# Manure spreader



## Fordfarm (Dec 27, 2005)

Ok all you gizmo gurro's out there - I NEED to build a small manure spreader. Been looking at farm sales and such, but nobody has one or IF I find one, it goes for several $100. New ones are not an option! The one I like is a small unit at TSC, but it is over $1000. I figured I coulg build one cheaper. I have the axle, springs (if needed) angle iron and other scrap.
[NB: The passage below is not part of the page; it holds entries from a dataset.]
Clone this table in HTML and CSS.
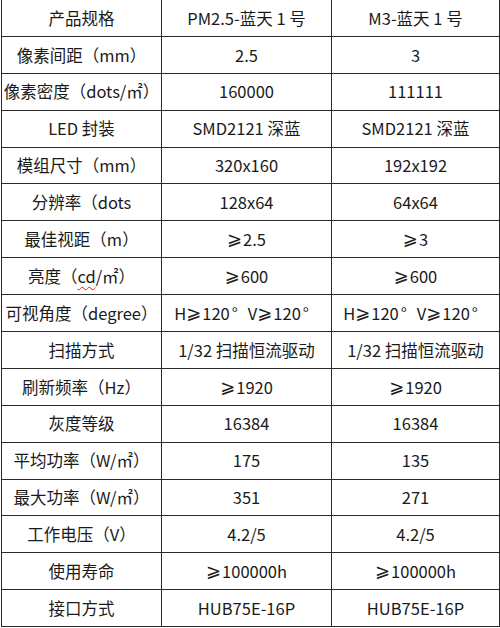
FILE: index.html
```html
<!DOCTYPE html>
<html lang="zh">
<head>
<meta charset="utf-8">
<title>产品规格</title>
<link rel="stylesheet" href="styles.css">
</head>
<body>
<div class="spec">
  <div class="c">产品规格</div><div class="c">PM2.5-蓝天 1 号</div><div class="c">M3-蓝天 1 号</div>
  <div class="c">像素间距（mm）</div><div class="c">2.5</div><div class="c">3</div>
  <div class="c">像素密度（dots/㎡）</div><div class="c">160000</div><div class="c">111111</div>
  <div class="c">LED 封装</div><div class="c">SMD2121 深蓝</div><div class="c">SMD2121 深蓝</div>
  <div class="c">模组尺寸（mm）</div><div class="c">320x160</div><div class="c">192x192</div>
  <div class="c">分辨率（dots</div><div class="c">128x64</div><div class="c">64x64</div>
  <div class="c">最佳视距（m）</div><div class="c"><span class="ge">⩾</span>2.5</div><div class="c"><span class="ge">⩾</span>3</div>
  <div class="c">亮度（<span class="typo">cd</span>/㎡）</div><div class="c"><span class="ge">⩾</span>600</div><div class="c"><span class="ge">⩾</span>600</div>
  <div class="c">可视角度（degree）</div><div class="c">H<span class="ge">⩾</span>120<span class="deg">°</span>V<span class="ge">⩾</span>120<span class="deg">°</span></div><div class="c">H<span class="ge">⩾</span>120<span class="deg">°</span>V<span class="ge">⩾</span>120<span class="deg">°</span></div>
  <div class="c">扫描方式</div><div class="c">1/32 扫描恒流驱动</div><div class="c">1/32 扫描恒流驱动</div>
  <div class="c">刷新频率（Hz）</div><div class="c"><span class="ge">⩾</span>1920</div><div class="c"><span class="ge">⩾</span>1920</div>
  <div class="c">灰度等级</div><div class="c">16384</div><div class="c">16384</div>
  <div class="c">平均功率（W/㎡）</div><div class="c">175</div><div class="c">135</div>
  <div class="c">最大功率（W/㎡）</div><div class="c">351</div><div class="c">271</div>
  <div class="c">工作电压（V）</div><div class="c">4.2/5</div><div class="c">4.2/5</div>
  <div class="c">使用寿命</div><div class="c"><span class="ge">⩾</span>100000h</div><div class="c"><span class="ge">⩾</span>100000h</div>
  <div class="c">接口方式</div><div class="c">HUB75E-16P</div><div class="c">HUB75E-16P</div>
</div>
</body>
</html>
```
FILE: styles.css
```css
html, body {
  margin: 0;
  padding: 0;
  background: #ffffff;
}
body {
  font-family: "Noto Sans CJK SC", "DejaVu Sans", sans-serif;
  font-size: 16.5px;
  color: #1a1a1a;
}
.spec {
  display: grid;
  grid-template-columns: 159px 169px 167px;
  grid-auto-rows: 35.9px;
  gap: 1px;
  padding: 1px;
  background: #2a2a2a;
  width: max-content;
  margin: -1px 0 0 1px;
}
.c {
  background: #ffffff;
  display: flex;
  align-items: center;
  justify-content: center;
  white-space: nowrap;
  line-height: 1;
}
.ge {
  font-family: "DejaVu Sans", sans-serif;
  font-size: 18px;
  margin-right: 1px;
}
.deg {
  display: inline-block;
  width: 16px;
  padding-left: 2px;
  text-align: left;
}
.typo {
  text-decoration: underline wavy #e02020;
  text-decoration-thickness: 1px;
  text-underline-offset: 3px;
}
```
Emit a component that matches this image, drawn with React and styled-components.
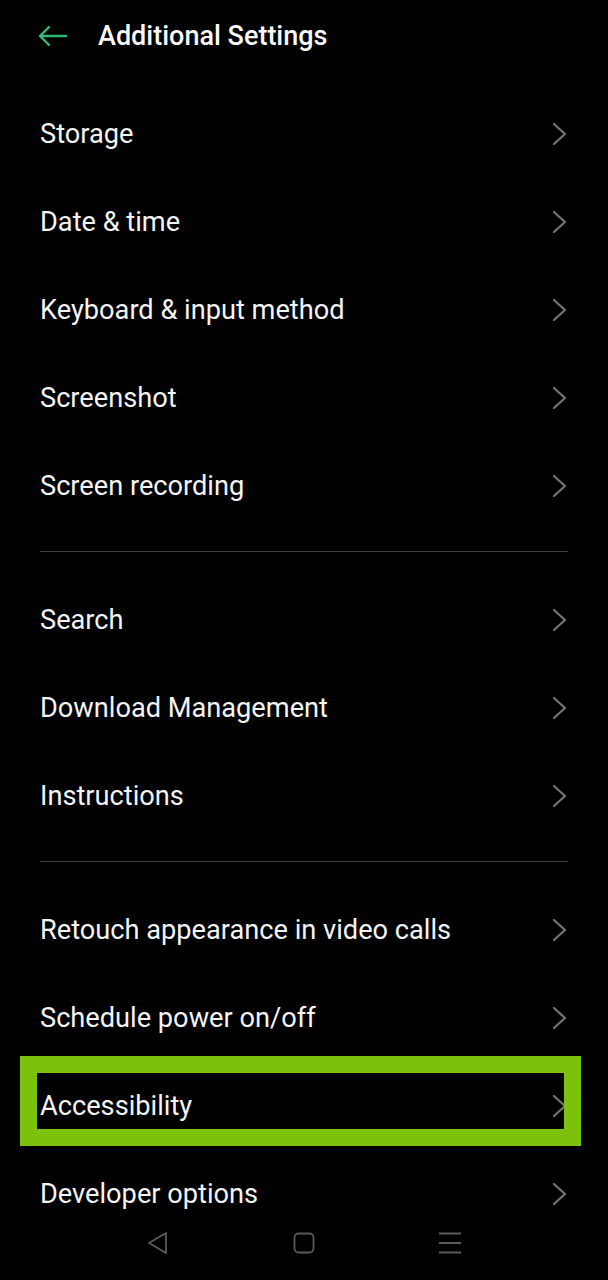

GIVE ME SOME IDEAS!


----------



## Chris (Sep 15, 2003)

Well, you could put a couple leather sacks on the back of the old goat here at TF, fill him up with goodies & let him shake and shimmy his way around your pasture....HAHA

:bouncy: :bouncy: :bouncy:


----------



## Archdean (Jul 15, 2004)

Your turn is coming W~S!!!:siren:


----------



## Fordfarm (Dec 27, 2005)

> _Originally posted by admin _
> *Well, you could put a couple leather sacks on the back of the old goat here at TF, fill him up with goodies & let him shake and shimmy his way around your pasture....HAHA
> *


Does he work for hay?:furious:


----------



## Archdean (Jul 15, 2004)

army armytank :warplanes :soldier10 :cowboy:


----------



## HarryG (Mar 28, 2004)

You guys are making me spit my drink on the computer screen with posts like this. LOL.
 :furious: :furious: :furious: :furious: 

Back to subject. Why not take some pics of one and fabricate one to the size you want, doesn't sound too hard even though its a $hitty job. :furious:


----------